Resident students who become nonresidents or who no longer meet the criteria for an exception must immediately notify the Admissions Office. Changes may have been made in the rate of nonresident tuition and in the statutes and regulations governing residency for tuition purposes in California between the time this information is published and the relevant residency determination date. Students are urged to review the statutes and regulations stated above.
The student is cautioned that this summation of rules regarding residency determination is by no means a complete explanation of their meaning. The student should also note that changes may have been made in the rate of nonresident tuition, in the statutes, and in the regulations between the time this catalog is published and the relevant residence determination date.
Changes in residency for tuition purposes are not automatic. Students wishing to apply for residence reclassification must submit a Residence Reclassification Request Form and supporting documentation.
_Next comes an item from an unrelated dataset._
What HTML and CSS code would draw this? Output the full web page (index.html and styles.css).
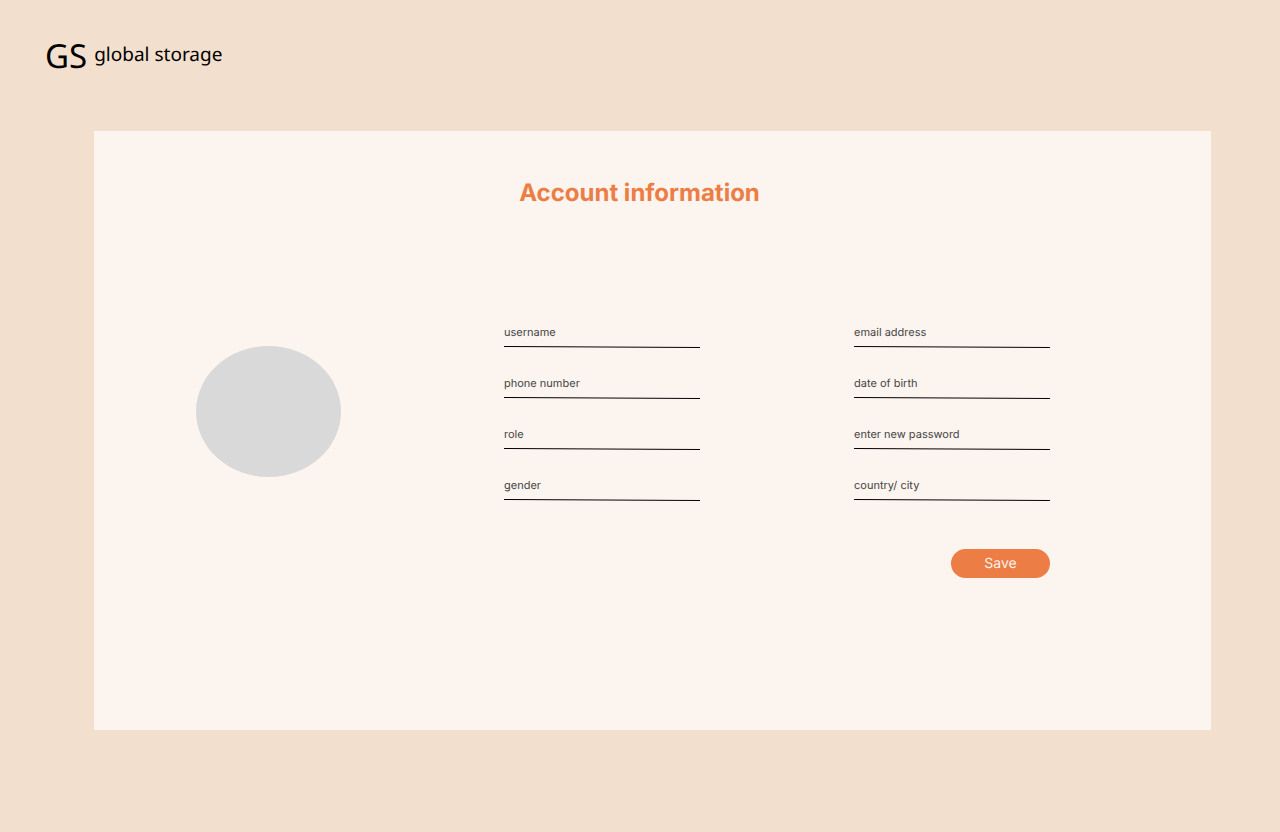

The filing period for a spring term is from October 1 through November 1; the filing period for a fall or summer term is from March 1 through April 1. A ten-dollar late filing fee must accompany requests filed after the last date of the filing period. Under no circumstances will a reclassification request be accepted for a term that has ended.
Exceptions from nonresident tuition are valid for one semester only. Students must reapply for an exemption each semester. Forms are located at the Office of Enrollment Services, BH 101.